Maybe it’s not that often now, or maybe it’s just a feeling, but seems like it’s not 100% fixed after all.

I uploaded new full log to https://file.ac/l5rV7JDa4pQ/ May be you could spot something interesting.
However it might be because other deployments going in parallel…

Aleksandras · 1 February 2019 11:04

One more finding - we are experiencing some new locks on our deployments (when task is blocked by some other task), like this:

Waiting on scripts in tasks ServerTasks-295474, ServerTasks-295476, ServerTasks-295486, ServerTasks-295488, ServerTasks-295489, ServerTasks-295495 and ServerTasks-295499 to finish. This script requires that no other Octopus scripts are executing on this target at the same time.

We had such issues previously, but not so critical ones (mainly fixed by setting OctopusBypassDeploymentMutex=true). However after we upgraded to v2018.12.1 it seems became much worse. I’m not owning Octopus maintenance in our company, so I don’t know for sure if something additional was done with upgradint to v2018.12.1. Or maybe there are many new projects were added - don’t know, just wild guessing…

Anyway, these locks is probably a different issue, but it might be related to my previous comment. Since steps might be stuck for 5-20 minutes - might it be the reason Azure credentials are expiring?

John_Simons · 4 February 2019 05:40

Hi Aleksandras,

The Azure credentials expiring should not be due to the wait since we only open a new connection after acquiring the lock.
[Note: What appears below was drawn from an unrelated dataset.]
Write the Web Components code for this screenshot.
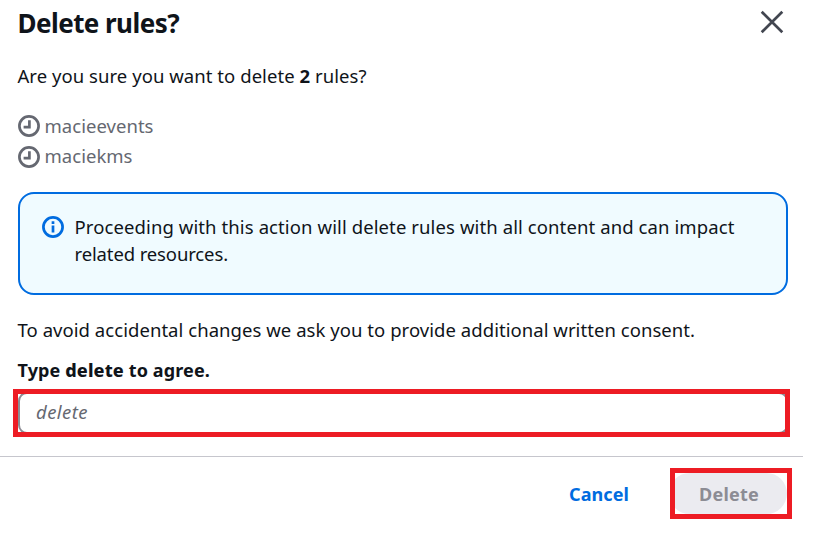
<!DOCTYPE html>
<html lang="en">
<head>
<meta charset="utf-8">
<title>Delete rules?</title>
<style>
html,body{margin:0;background:#fff}
body{width:821px;height:535px;overflow:hidden;font-family:"Noto Sans","Open Sans",sans-serif;font-size:18.5px;color:#0f141a}
</style>
</head>
<body>
<delete-dialog></delete-dialog>
<script>
const define = (name, html, init) => customElements.define(name, class extends HTMLElement {
  constructor() {
    super();
    this.attachShadow({ mode: 'open' }).innerHTML = html;
  }
  connectedCallback() { if (init) init(this); }
});

// One line of text, tracked so that it spans the width given in its attribute.
define('fit-text', `<style>:host{display:inline-block;white-space:nowrap}span{display:inline-block}</style><span><slot></slot></span>`, el => {
  const natural = el.shadowRoot.querySelector('span').getBoundingClientRect().width;
  const count = el.textContent.length;
  el.style.letterSpacing = ((+el.getAttribute('width') - natural) / count) + 'px';
});

define('close-icon', `<style>:host{display:block;width:24px;height:24px}svg{display:block}</style>
<svg width="24" height="24" viewBox="0 0 24 24" fill="none" stroke="#424650" stroke-width="2.7"><path d="M1.7 1.7 22.3 22.3M22.3 1.7 1.7 22.3"/></svg>`);

define('rule-item', `<style>:host{display:flex;align-items:center;gap:4.5px;height:30px;line-height:30px;color:#656871}svg{flex:none;display:block}:host(:last-child) svg{margin-top:1px}</style>
<svg width="22" height="22" viewBox="0 0 22 22" fill="none" stroke="#656871" stroke-width="2.7"><circle cx="11" cy="11" r="9.6"/><path d="M11.4 5.3V12.1H5.6"/></svg><slot></slot>`);

define('info-alert', `<style>:host{display:flex;box-sizing:border-box;height:103px;border:2px solid #006ce0;border-radius:16px;background:#f0fbff;padding:19px 22px;gap:10.5px;line-height:27px}
svg{flex:none;display:block;margin-top:3px}.body{display:flex;flex-direction:column;align-items:flex-start}</style>
<svg width="22" height="22" viewBox="0 0 22 22" fill="none" stroke="#006ce0" stroke-width="2.7"><circle cx="11" cy="11" r="9.6"/><path d="M11 5.2v2.7M11 9.5v7"/></svg><div class="body"><slot></slot></div>`);

define('highlight-frame', `<style>:host{display:block;box-sizing:border-box;border:5px solid #ed1c24;overflow:hidden}</style><slot></slot>`);

define('consent-input', `<style>:host{display:flex;align-items:center;box-sizing:border-box;width:770px;height:42px;margin-top:-2px;border:2px solid #8c8c94;border-radius:9px;padding:0 16px 3px;line-height:28px;font-style:italic;color:#656871}</style><slot></slot>`);

define('pill-button', `<style>:host{display:flex;align-items:center;justify-content:center;box-sizing:border-box;height:41px;width:118px;font-weight:700;font-size:18px;line-height:28px;color:#006ce0;border-radius:21px}
:host([disabled]){background:#ebebf0;color:#8c8c94;margin-left:-6px;padding-left:2px}</style><slot></slot>`);

define('delete-dialog', `<style>
:host{display:flex;flex-direction:column;height:535px}
header{display:flex;justify-content:space-between;align-items:flex-start;height:57px;padding:5px 37px 0 17.5px}
h1{margin:0;font-size:26px;line-height:36px;font-weight:700}
close-icon{margin-top:5px}
main{display:flex;flex-direction:column;padding:0 33px 0 18px}
p{margin:0 0 0 -.5px;line-height:28px;height:28px}
.list{padding:21px 0}
.consent{margin-top:21px}
.label{margin-top:12px;font-weight:700;font-size:18px}
.label b{font-weight:800}
highlight-frame.field{height:48px;width:777px;margin:5px 0 0 -5px}
footer{display:flex;justify-content:flex-end;box-sizing:border-box;width:803px;height:79px;margin-top:19px;border-top:1px solid #c6c6cd;padding:11px 11px 0 0}
footer>pill-button{width:100px;margin:5px 21px 0 0}
footer highlight-frame{width:122px;height:51px}
</style>
<header><h1><fit-text width="161.5">Delete rules?</fit-text></h1><close-icon></close-icon></header>
<main>
<p><fit-text width="349">Are you sure you want to delete <b>2</b> rules?</fit-text></p>
<div class="list"><rule-item><fit-text width="109">macieevents</fit-text></rule-item><rule-item><fit-text width="88">maciekms</fit-text></rule-item></div>
<info-alert><fit-text width="660">Proceeding with this action will delete rules with all content and can impact</fit-text><fit-text width="153.5">related resources.</fit-text></info-alert>
<p class="consent"><fit-text width="677.5">To avoid accidental changes we ask you to provide additional written consent.</fit-text></p>
<p class="label"><fit-text width="192.5">Type <b>delete</b> to agree.</fit-text></p>
<highlight-frame class="field"><consent-input><fit-text width="52">delete</fit-text></consent-input></highlight-frame>
</main>
<footer><pill-button><fit-text width="60">Cancel</fit-text></pill-button><highlight-frame><pill-button disabled><fit-text width="60">Delete</fit-text></pill-button></highlight-frame></footer>`);
</script>
</body>
</html>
Regarding the “waiting on script tasks…”, could the problem be lack of capacity and hence you may need to add more workers?

Regards
John

Aleksandras · 4 February 2019 07:49

Ok, if you say so, then upgrade to v.2018.12.1 don’t solve “Azure credentials expiration” issue… Although it seems like it really occurs not so often, but it might be a placebo effect (i.e. assumptions based).

Regarding “waiting on script tasks” - as I mentioned it’s probably a different issue, and our Octopus maintenance team is investigating it. I pointed them your mentioned article, thank you!